Light heavyweight champion Jon Jones embodies one of the next evolutions in the sport. A combination of focus and hard work, talent and athleticism, ingenuity and improvisation poured into a slender frame with a freakish wingspan, Jones appears unstoppable. While the history of the sport has proven no man is unbeatable, “Bones” looks as close as they come right about now.

Skilled across the board, what sets him apart as a symbol of the next evolution is the way it all comes together in the cage. Jones could just as easily land a powerful leg kick or textbook jab as no sooner than he execute a Scott Steiner-esque belly-to-back suplex on Stephan Bonnar. Who starts a championship fight they took on six weeks notice with a flying knee or does a reverse leapfrog over a turtled opponent to take their back?

Jones does, and that out-of-nowhere arsenal of weapons and the whats-he-going-to-do-next uncertainty his opponents must deal with are part of the reason he’s a symbol of one of the new evolutionary shifts in the sport. So as to not scare the rest of the light heavyweight world, I won’t mention that Jones would still probably be champion and difficult to defeat even if he just stuck to the fundamentals. He’s just got that much talent, and he works pretty damn hard too.

Dominick Cruz is also ushering in another evolution of the sport. Where Jones leaves opponents guessing what’s next, the UFC bantamweight champion has his challengers questioning where he’s going to attack from and if they will be able to hit him?

Though some deride his style as “point fighting” as if trying to inflict damage without accruing any is somehow a bad idea, Cruz sees it as a new and necessary evolution.

“This sport is evolving, and as it evolves, people are going to find ways to inflict more damage, to take less damage,” explained Cruz prior to his victory over Urijah Faber at UFC 132.

“This sport is going to [a state] where people are going to be so good at takedown defense that all these fights are going to be standing. If you go fight rounds on your feet, you’ve got to figure out a way to take less damage. If you don’t — with four-ounce gloves — you’re going to be put to sleep.”

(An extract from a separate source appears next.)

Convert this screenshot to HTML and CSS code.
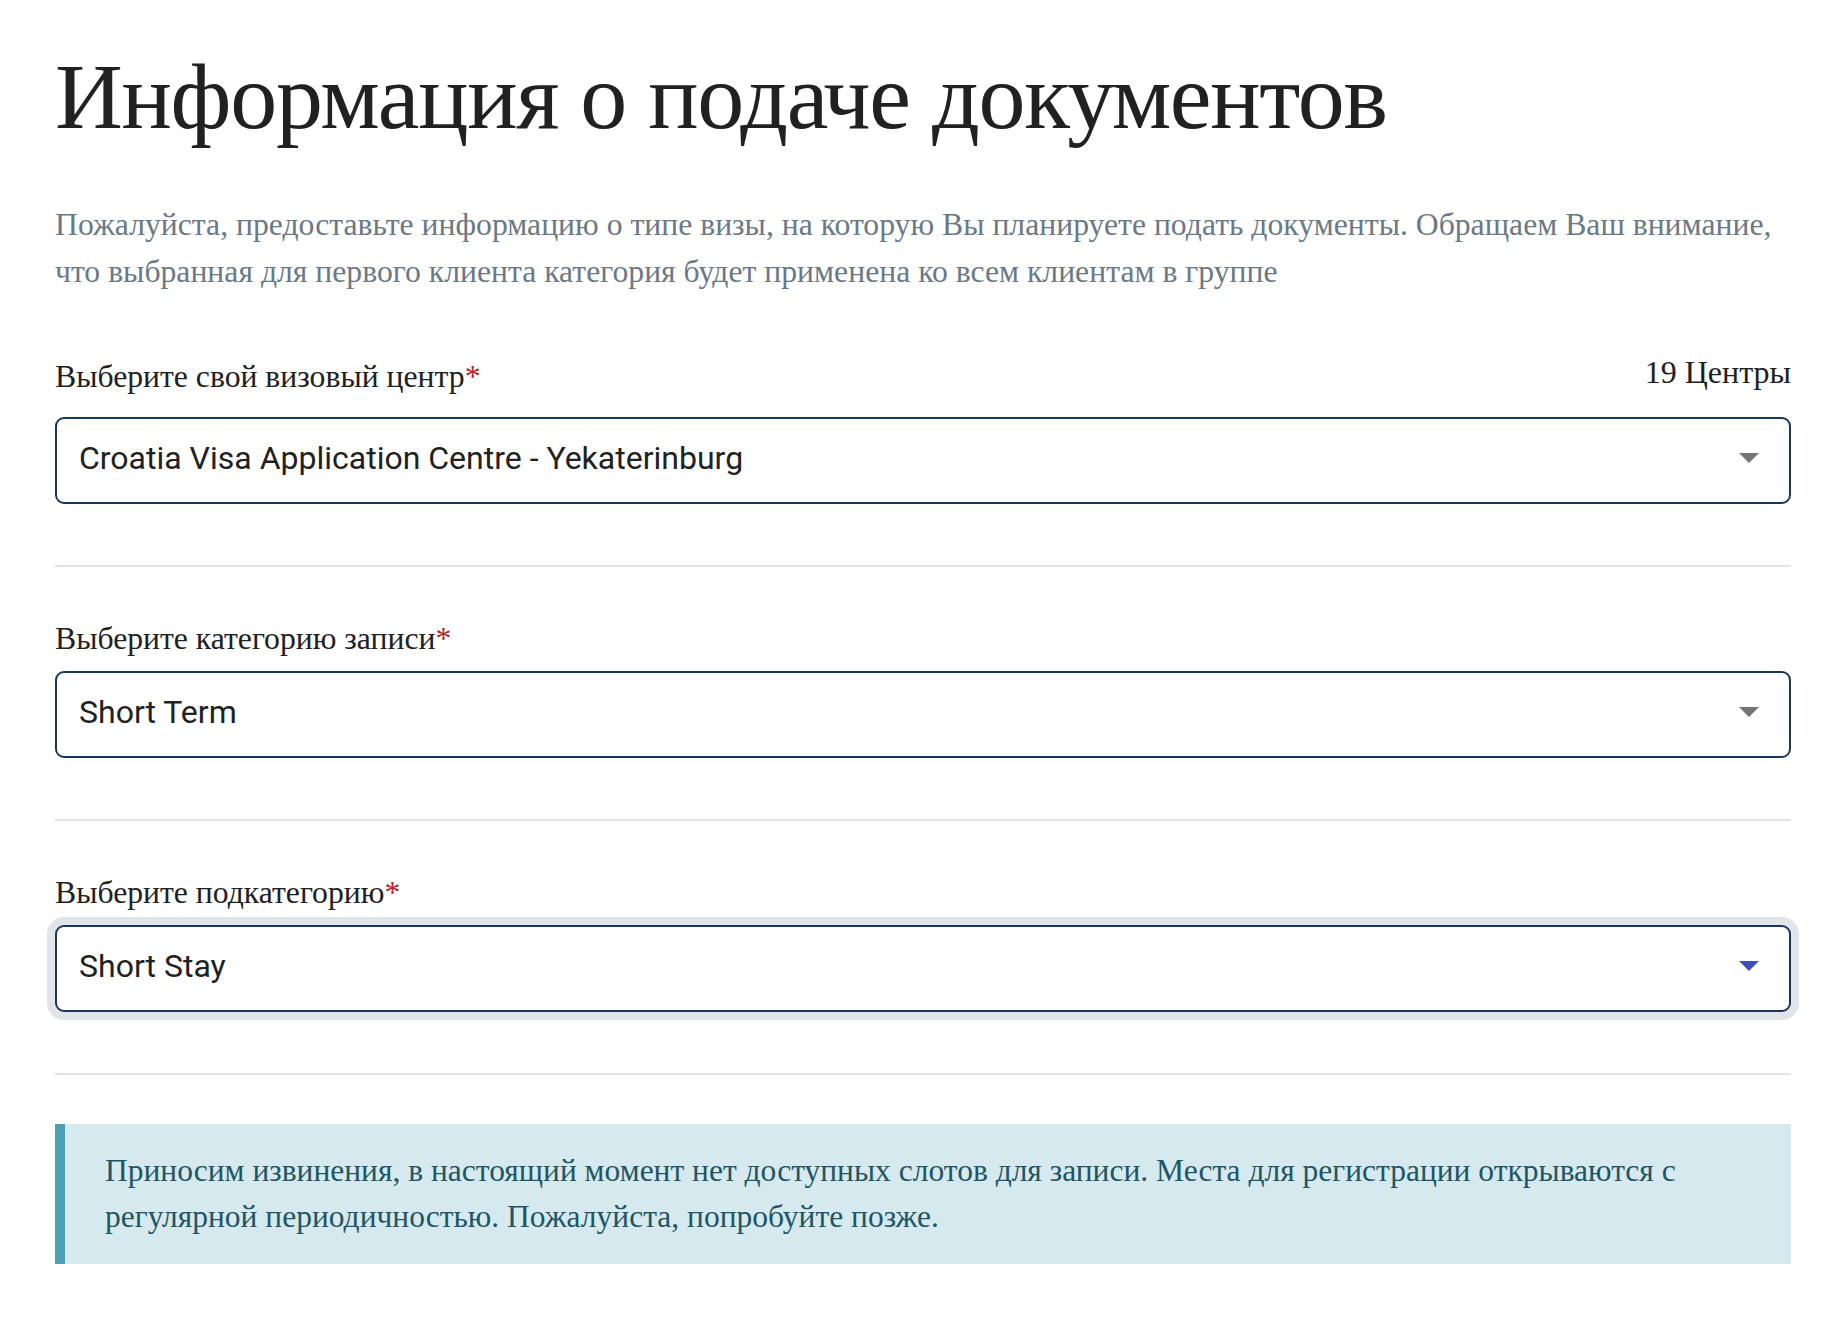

With constant movement and attacks from all angles, Cruz keeps opponents off balance, unable to fully commit to coming forward because he’s never in the same place for very long. And he’s not just dancing out of danger either; Cruz is a voluminous striker, coming forward and connecting much more than the opposition.

Case and point: Cruz landed more strikes than Scott Jorgensen threw in their WEC 53 encounter. That’s not dancing or point fighting; it’s evolution.

The world’s best bantamweight sees a similar decrease in the effectiveness of jiu-jitsu as Herman.

“The wrestling is getting so good that a lot of the submission game is going to be — it’s not going to be completely shutout by any means — but it’s going to be minimized a lot. I think the takedown defense is just going to make a lot of these fights stand-up wars. Obviously, it depends on the styles of everybody, but I’m talking about the evolution of the sport, and that’s just what I’m seeing.”

Cruz’s essentially saying the same things as Herman; he just does a much better job of articulating it.

It’s not about the art being ineffective as a whole or jiu-jitsu players being unable to compete; it’s about athletes improving, learning, developing.

It’s about evolution.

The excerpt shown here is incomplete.